In video coding, a group of pictures, or GOP structure, specifies the order in which intra- and inter-frames are arranged. The GOP is a collection of successive pictures within a coded video stream. Each coded video stream consists of successive GOPs, from which the visible frames are generated. Encountering a new GOP in a compressed video stream means that the decoder doesn't need any previous frames in order to decode the next ones, and allows fast seeking through the video.

Description 
A GOP can contain the following picture types:
 I picture or I frame (intra coded picture, also called keyframe or i-frame) – a picture that is coded independently of all other pictures. Each GOP begins (in decoding order) with this type of picture.
 P picture or P frame (predictive coded picture) – contains motion-compensated difference information relative to previously decoded pictures. In older designs such as MPEG-1, H.262/MPEG-2 and H.263, each P picture can only reference one picture, and that picture must precede the P picture in display order as well as in decoding order and must be an I or P picture. These constraints do not apply in the newer standards H.264/MPEG-4 AVC and HEVC.
 B picture or B frame (bipredictive coded picture) – contains motion-compensated difference information relative to previously decoded pictures. In older designs such as MPEG-1 and H.262/MPEG-2, each B picture can only reference two pictures, the one which precedes the B picture in display order and the one which follows, and all referenced pictures must be I or P pictures. These constraints do not apply in newer standards H.264/MPEG-4 AVC and HEVC.
 D picture or D frame (DC direct coded picture) – serves as a fast-access representation of a picture for loss robustness or fast-forward. D pictures are only used in MPEG-1 video.

An I frame indicates the beginning of a GOP. Afterwards several P and B frames follow. In older designs, the allowed ordering and referencing structure is relatively constrained.
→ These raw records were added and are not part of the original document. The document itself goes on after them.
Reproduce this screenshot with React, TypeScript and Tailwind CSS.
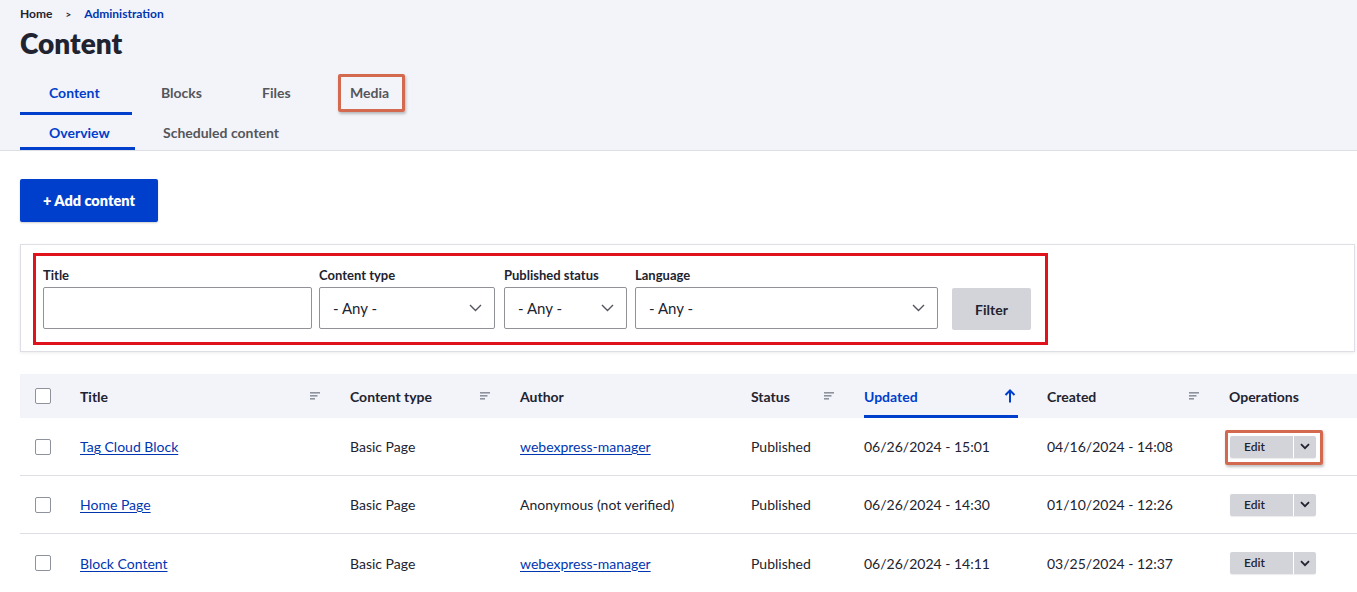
import React from "react";

const FONT = { fontFamily: "Lato, 'Noto Sans', sans-serif" };

const SortIcon = () => (
  <svg width="10" height="8" viewBox="0 0 10 8" className="shrink-0">
    <rect x="0" y="0" width="10" height="1.6" fill="#8e929c" />
    <rect x="0" y="3" width="7.5" height="1.6" fill="#8e929c" />
    <rect x="0" y="6" width="5" height="1.6" fill="#8e929c" />
  </svg>
);

const ArrowUp = () => (
  <svg width="12" height="14" viewBox="0 0 12 14" className="shrink-0">
    <path d="M6 13.5V1.5M1.5 6L6 1.5L10.5 6" fill="none" stroke="#003ecc" strokeWidth="2" />
  </svg>
);

const SelectChevron = () => (
  <svg width="13" height="8" viewBox="0 0 13 8" className="shrink-0">
    <path d="M1 1l5.5 5.5L12 1" fill="none" stroke="#545560" strokeWidth="1.4" />
  </svg>
);

const Checkbox = () => (
  <span className="block h-4 w-4 rounded-[2px] border border-[#8e929c] bg-white" />
);

const tabs = [
  { label: "Content", w: "w-[112px]" },
  { label: "Blocks", w: "w-[101px]" },
  { label: "Files", w: "w-[88px]" },
  { label: "Media", w: "w-[101px]" },
];

type Row = {
  title: string;
  author: string;
  authorLink: boolean;
  updated: string;
  created: string;
  highlight?: boolean;
};

const rows: Row[] = [
  { title: "Tag Cloud Block", author: "webexpress-manager", authorLink: true, updated: "06/26/2024 - 15:01", created: "04/16/2024 - 14:08", highlight: true },
  { title: "Home Page", author: "Anonymous (not verified)", authorLink: false, updated: "06/26/2024 - 14:30", created: "01/10/2024 - 12:26" },
  { title: "Block Content", author: "webexpress-manager", authorLink: true, updated: "06/26/2024 - 14:11", created: "03/25/2024 - 12:37" },
];

const GRID = "grid grid-cols-[60px_270px_170px_231px_113px_183px_182px_1fr]";

const EditButton = () => (
  <div className="flex h-[22px] w-[86px] overflow-hidden rounded-[2px] bg-[#d3d4d9] shadow-[0_1px_1px_rgba(0,0,0,0.08)]">
    <span className="flex w-[63px] items-center pl-[14px] text-[12px] font-semibold text-[#222330]">Edit</span>
    <span className="w-px bg-white" />
    <span className="flex flex-1 items-center justify-center">
      <svg width="10" height="7" viewBox="0 0 10 7">
        <path d="M1 1.2l4 4 4-4" fill="none" stroke="#222330" strokeWidth="1.8" />
      </svg>
    </span>
  </div>
);

function Field({ label, width, select }: { label: string; width: string; select?: boolean }) {
  return (
    <div className={`flex flex-col ${width}`}>
      <label className="mb-[3px] text-[13px] font-bold leading-[18px] text-[#222330]">{label}</label>
      <div className="flex h-[42px] items-center justify-between rounded-[2px] border border-[#919297] bg-white pl-[13px] pr-[12px]">
        {select && <span className="text-[15px] text-[#222330]">- Any -</span>}
        {select && <SelectChevron />}
      </div>
    </div>
  );
}

export default function App() {
  return (
    <div className="min-h-[592px] bg-white text-[#222330]" style={FONT}>
      <header className="border-b border-[#dedfe4] bg-[#f3f4f9] pl-5 pt-[6px]">
        <nav className="flex items-center text-[12px] font-bold leading-4">
          <span className="text-[#222330]">Home</span>
          <span className="mx-[13px] text-[10px] text-[#222330]">&gt;</span>
          <span className="text-[#0036b1]">Administration</span>
        </nav>
        <h1 className="mt-[3px] text-[28px] font-extrabold leading-9 text-[#222330]">Content</h1>
        <div className="mt-[11px] flex">
          {tabs.map((t, i) => (
            <div
              key={t.label}
              className={`relative ${t.w} border-b-[3px] pl-[29px] pb-[9px] pt-[11px] text-[14px] font-bold leading-5 ${
                i === 0 ? "border-[#003ecc] text-[#003ecc]" : "border-transparent text-[#55565b]"
              }`}
            >
              {t.label}
              {t.label === "Media" && (
                <span className="absolute left-[17px] w-[67px] top-[2px] bottom-0 rounded-[2px] border-[3px] border-[#d36a4f] shadow-[1px_2px_3px_rgba(0,0,0,0.25)]" />
              )}
            </div>
          ))}
        </div>
        <div className="flex">
          <div className="w-[115px] border-b-[3px] border-[#003ecc] pb-[4px] pl-[29px] pt-[8px] text-[14px] font-bold leading-5 text-[#003ecc]">
            Overview
          </div>
          <div className="px-[28px] pb-[4px] pt-[8px] text-[14px] font-bold leading-5 text-[#55565b]">
            Scheduled content
          </div>
        </div>
      </header>

      <main className="pl-5 pr-[2px]">
        <button className="mt-[28px] h-[43px] w-[138px] rounded-[2px] bg-[#003ecc] text-[14.5px] font-extrabold text-white shadow-[0_1px_2px_rgba(0,0,0,0.2)]">
          + Add content
        </button>

        <section className="mt-[22px] h-[108px] border border-[#dedfe4] bg-white pl-[12px] pt-[8px] shadow-[0_1px_3px_rgba(0,0,0,0.08)]">
          <div className="flex w-[1015px] items-end border-[3px] border-[#e0121b] pb-[13px] pl-[7px] pr-[14px] pt-[10px]">
            <Field label="Title" width="w-[269px]" />
            <div className="ml-[7px]">
              <Field label="Content type" width="w-[176px]" select />
            </div>
            <div className="ml-[9px]">
              <Field label="Published status" width="w-[123px]" select />
            </div>
            <div className="ml-[8px]">
              <Field label="Language" width="w-[303px]" select />
            </div>
            <button className="mb-[-1px] ml-[14px] h-[42px] w-[79px] rounded-[2px] bg-[#d3d4d9] text-[14px] font-bold text-[#222330]">
              Filter
            </button>
          </div>
        </section>

        <div className="mt-[22px] mr-[-2px]">
          <div className={`${GRID} h-[44px] bg-[#f3f4f9] text-[14px] font-bold text-[#222330]`}>
            <div className="flex items-center pl-[15px]">
              <Checkbox />
            </div>
            <div className="flex items-center justify-between pr-[30px]">
              <span>Title</span>
              <SortIcon />
            </div>
            <div className="flex items-center justify-between pr-[30px]">
              <span>Content type</span>
              <SortIcon />
            </div>
            <div className="flex items-center">Author</div>
            <div className="flex items-center justify-between pr-[30px]">
              <span>Status</span>
              <SortIcon />
            </div>
            <div className="pr-[29px]">
              <div className="flex h-full items-center justify-between border-b-[3px] border-[#003ecc] pt-[3px] pr-[2px] text-[#003ecc]">
                <span>Updated</span>
                <ArrowUp />
              </div>
            </div>
            <div className="flex items-center justify-between pr-[30px]">
              <span>Created</span>
              <SortIcon />
            </div>
            <div className="flex items-center">Operations</div>
          </div>

          {rows.map((r, i) => (
            <div
              key={r.title}
              className={`${GRID} h-[58px] text-[14px] text-[#222330] ${i < rows.length - 1 ? "border-b border-[#dedfe4]" : ""}`}
            >
              <div className="flex items-center pl-[15px]">
                <Checkbox />
              </div>
              <div className="flex items-center">
                <a className="text-[#0036b1] underline underline-offset-2">{r.title}</a>
              </div>
              <div className="flex items-center">Basic Page</div>
              <div className="flex items-center">
                {r.authorLink ? (
                  <a className="text-[#0036b1] underline underline-offset-2">{r.author}</a>
                ) : (
                  <span>{r.author}</span>
                )}
              </div>
              <div className="flex items-center">Published</div>
              <div className="flex items-center">{r.updated}</div>
              <div className="flex items-center">{r.created}</div>
              <div className="flex items-center pl-px">
                <div className="relative">
                  <EditButton />
                  {r.highlight && (
                    <span className="absolute -left-[5px] -right-[7px] -top-[6px] -bottom-[7px] rounded-[2px] border-[3px] border-[#d36a4f] shadow-[1px_2px_3px_rgba(0,0,0,0.25)]" />
                  )}
                </div>
              </div>
            </div>
          ))}
        </div>
      </main>
    </div>
  );
}
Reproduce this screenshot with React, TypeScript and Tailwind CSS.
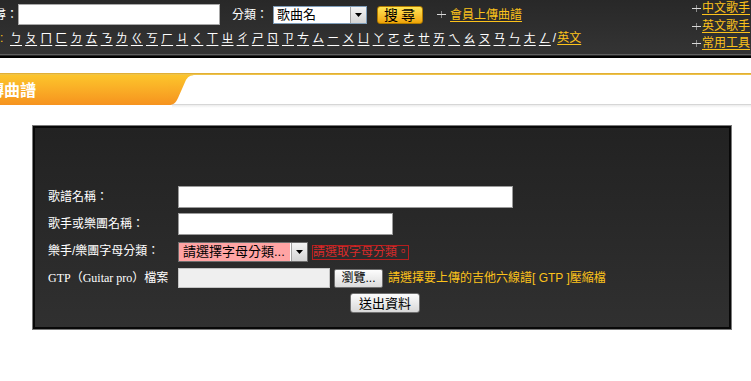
import React from "react";

const BOPO = ["ㄅ","ㄆ","ㄇ","ㄈ","ㄉ","ㄊ","ㄋ","ㄌ","ㄍ","ㄎ","ㄏ","ㄐ","ㄑ","ㄒ","ㄓ","ㄔ","ㄕ","ㄖ","ㄗ","ㄘ","ㄙ","ㄧ","ㄨ","ㄩ","ㄚ","ㄛ","ㄜ","ㄝ","ㄞ","ㄟ","ㄠ","ㄡ","ㄢ","ㄣ","ㄤ","ㄥ"];

function Plus() {
  return (
    <svg width="9" height="9" viewBox="0 0 9 9" className="shrink-0">
      <line x1="4.5" y1="1" x2="4.5" y2="8" stroke="#8a8a8a" strokeWidth="1" />
      <line x1="0" y1="4.5" x2="9" y2="4.5" stroke="#d8d8d8" strokeWidth="1" />
    </svg>
  );
}

function Arrow() {
  return (
    <div className="w-[16px] h-full bg-linear-to-b from-[#f4f4f4] to-[#d4d4d4] border-l border-[#a0a0a0] flex items-center justify-center">
      <svg width="7" height="4" viewBox="0 0 7 4">
        <path d="M0 0 L7 0 L3.5 4 Z" fill="#000" />
      </svg>
    </div>
  );
}

export default function App() {
  return (
    <div className="w-[751px] h-[381px] bg-white overflow-hidden font-['Liberation_Sans','Noto_Sans_CJK_TC',sans-serif]">
      {/* Header */}
      <div className="h-[54px] bg-linear-to-b from-[#282828] to-[#343434] flex justify-between">
        <div className="flex flex-col">
          <div className="h-[29px] flex items-center text-[12px] text-white whitespace-nowrap">
            <span className="w-[18px] overflow-hidden flex justify-end">搜尋：</span>
            <div className="w-[202px] h-[21px] bg-white border border-[#a8a8a8]" />
            <span className="ml-[12px]">分類：</span>
            <div className="ml-[5px] w-[94px] h-[18px] bg-white border border-[#7f9db9] flex items-stretch">
              <span className="flex-1 text-[13px] text-black leading-[16px] pl-[3px]">歌曲名</span>
              <Arrow />
            </div>
            <div className="ml-[10px] w-[46px] h-[18px] rounded-[3px] bg-linear-to-b from-[#ffe552] to-[#f0a500] border border-[#b07a00] flex items-center justify-center text-[14px] text-black leading-none tracking-[3px] pl-[2px]">
              搜尋
            </div>
            <span className="ml-[14px] flex items-center gap-[4px]">
              <Plus />
              <span className="text-[#fcc21b] underline underline-offset-2">會員上傳曲譜</span>
            </span>
          </div>
          <div className="h-[18px] flex items-center text-[12px] whitespace-nowrap">
            <span className="w-[10px] text-[#fcc21b]">:</span>
            <div className="flex gap-[3.1px]">
              {BOPO.map((b) => (
                <span key={b} className="text-white underline underline-offset-2 font-['Noto_Sans_CJK_TC',sans-serif]">{b}</span>
              ))}
            </div>
            <span className="text-white ml-[2px]">/</span>
            <span className="text-[#fcc21b] underline underline-offset-2 ml-[1px]">英文</span>
          </div>
        </div>
        <div className="w-[59px] flex flex-col text-[12px] leading-[17.5px] pt-0 whitespace-nowrap">
          {["中文歌手", "英文歌手", "常用工具"].map((t) => (
            <div key={t} className="flex items-center gap-[1px]">
              <Plus />
              <span className="text-[#fcc21b] underline underline-offset-2">{t}</span>
            </div>
          ))}
        </div>
      </div>
      <div className="h-px bg-[#5e5e5e]" />
      <div className="h-px bg-[#2a2a2a]" />
      <div className="h-[2px] bg-black" />

      {/* Tab */}
      <div className="h-[15px]" />
      <div className="h-[2px] bg-linear-to-b from-[#dca52a] to-[#f3cd52]" />
      <div className="h-[30px] flex">
        <div className="w-[168px] h-full bg-linear-to-b from-[#fcc52c] to-[#f6931f] flex items-center">
          <span className="w-[36px] overflow-hidden flex justify-end whitespace-nowrap text-[16px] font-bold text-white leading-none pt-[1px]">上傳曲譜</span>
        </div>
        <svg width="28" height="30" viewBox="0 0 28 30" className="shrink-0">
          <defs>
            <linearGradient id="og" x1="0" y1="0" x2="0" y2="1">
              <stop offset="0" stopColor="#fcc52c" />
              <stop offset="1" stopColor="#f6931f" />
            </linearGradient>
          </defs>
          <rect x="0" y="29" width="28" height="1" fill="#d6d6d6" />
          <path d="M0 0 L28 0 C22 0 19.5 2 17.5 6 L10 23 C8 27.5 5.5 30 1 30 L0 30 Z" fill="url(#og)" />
        </svg>
        <div className="flex-1 h-full border-b border-[#d6d6d6] bg-white" />
      </div>
      <div className="flex h-[3px]">
        <div className="w-[172px]" />
        <div className="flex-1 bg-linear-to-b from-[#ececec] to-white" />
      </div>

      {/* Form box */}
      <div className="ml-[32px] mt-[17px] w-[700px] h-[205px] border border-[#7a7a7a]">
        <div className="h-full border-2 border-[#080808] bg-linear-to-b from-[#222222] to-[#303030] pt-[58px] pl-[13px] text-[12px] text-white whitespace-nowrap">
          <div className="h-[22px] flex items-center">
            <span className="w-[130px]">歌譜名稱：</span>
            <div className="w-[335px] h-[22px] bg-white border border-[#9a9a9a]" />
          </div>
          <div className="mt-[5px] h-[22px] flex items-center">
            <span className="w-[130px]">歌手或樂團名稱：</span>
            <div className="w-[215px] h-[22px] bg-white border border-[#9a9a9a]" />
          </div>
          <div className="mt-[5px] h-[22px] flex items-center">
            <span className="w-[130px]">樂手/樂團字母分類：</span>
            <div className="mt-[2px] w-[130px] h-[20px] bg-[#ffa4a4] border border-[#6e6e6e] flex items-stretch overflow-hidden">
              <span className="flex-1 overflow-hidden text-[13px] text-black leading-[18px] pl-[4px]">請選擇字母分類...</span>
              <div className="border-l border-white">
                <Arrow />
              </div>
            </div>
            <span className="ml-[4px] mt-[2px] w-[97px] h-[15px] border border-[#b41e1e] text-[#d82a2a] leading-[13px] text-[12px] flex items-center">請選取字母分類。</span>
          </div>
          <div className="mt-[5px] h-[22px] flex items-center">
            <span className="w-[130px] font-['Liberation_Serif','Noto_Sans_CJK_TC',serif] text-[12px]">GTP（Guitar pro）檔案</span>
            <div className="w-[152px] h-[20px] bg-[#efefef] border border-[#c4c4c4]" />
            <div className="ml-[4px] w-[49px] h-[19px] rounded-[2px] border border-[#707070] bg-linear-to-b from-[#fdfdfd] to-[#dcdcdc] text-black text-[12px] leading-none flex items-center justify-center">瀏覽...</div>
            <span className="ml-[5px] text-[#fcc21b]">請選擇要上傳的吉他六線譜[ GTP ]壓縮檔</span>
          </div>
          <div className="mt-[4px] h-[20px] flex items-center">
            <div className="ml-[302px] w-[70px] h-[20px] rounded-[3px] border border-[#707070] bg-linear-to-b from-[#fdfdfd] to-[#d8d8d8] text-black text-[13px] leading-none flex items-center justify-center">送出資料</div>
          </div>
        </div>
      </div>
    </div>
  );
}
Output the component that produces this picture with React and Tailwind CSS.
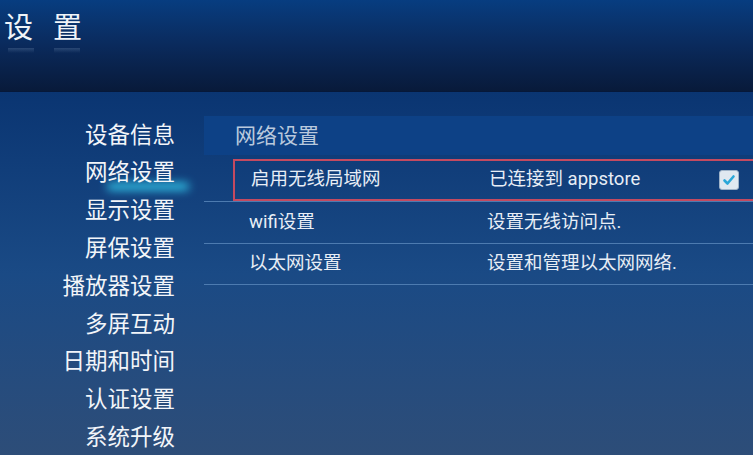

The I frames contain the full image and do not require any additional information to reconstruct them. Typically, encoders use GOP structures that cause each I frame to be a "clean random access point," such that decoding can start cleanly on an I frame and any errors within the GOP structure are corrected after processing a correct I frame. 

In the newer designs found in H.264/MPEG-4 AVC and HEVC, encoders have much more flexibility about referencing structures. They can use the same referencing structures as were previously used in older designs, or they can use more pictures as references and they can use more flexible ordering of the coding order relative to the display order. They are also allowed to use B pictures as references when coding other (B or P) pictures. This extra flexibility can improve compression efficiency, but it can cause propagation of errors if some data becomes lost or corrupted. One popular structure for use with the newer designs is the use of a hierarchy of B pictures. Hierarchical B pictures can provide very good compression efficiency and can also limit the propagation of errors, since the hierarchy can ensure that the number of pictures affected by any data corruption problem is strictly limited.

Generally, the more I frames the video stream has, the more editable it is. However, having more I frames substantially increases bit rate needed to code the video.

GOP Structure 
The GOP structure is often referred by two numbers, for example, M=3, N=12. The first number tells the distance between two anchor frames (I or P). The second one tells the distance between two full images (I-frames): it is the GOP size. For the example M=3, N=12, the GOP structure is IBBPBBPBBPBBI. Instead of the M parameter the maximal count of B-frames between two consecutive anchor frames can be used.

For example, in a sequence with pattern IBBBBPBBBBPBBBBI, the GOP size (N value) is equal to 15 (length between two I frames) and distance between two anchor frames (M value) is 5 (length between I and P frames or length between two consecutive P Frames).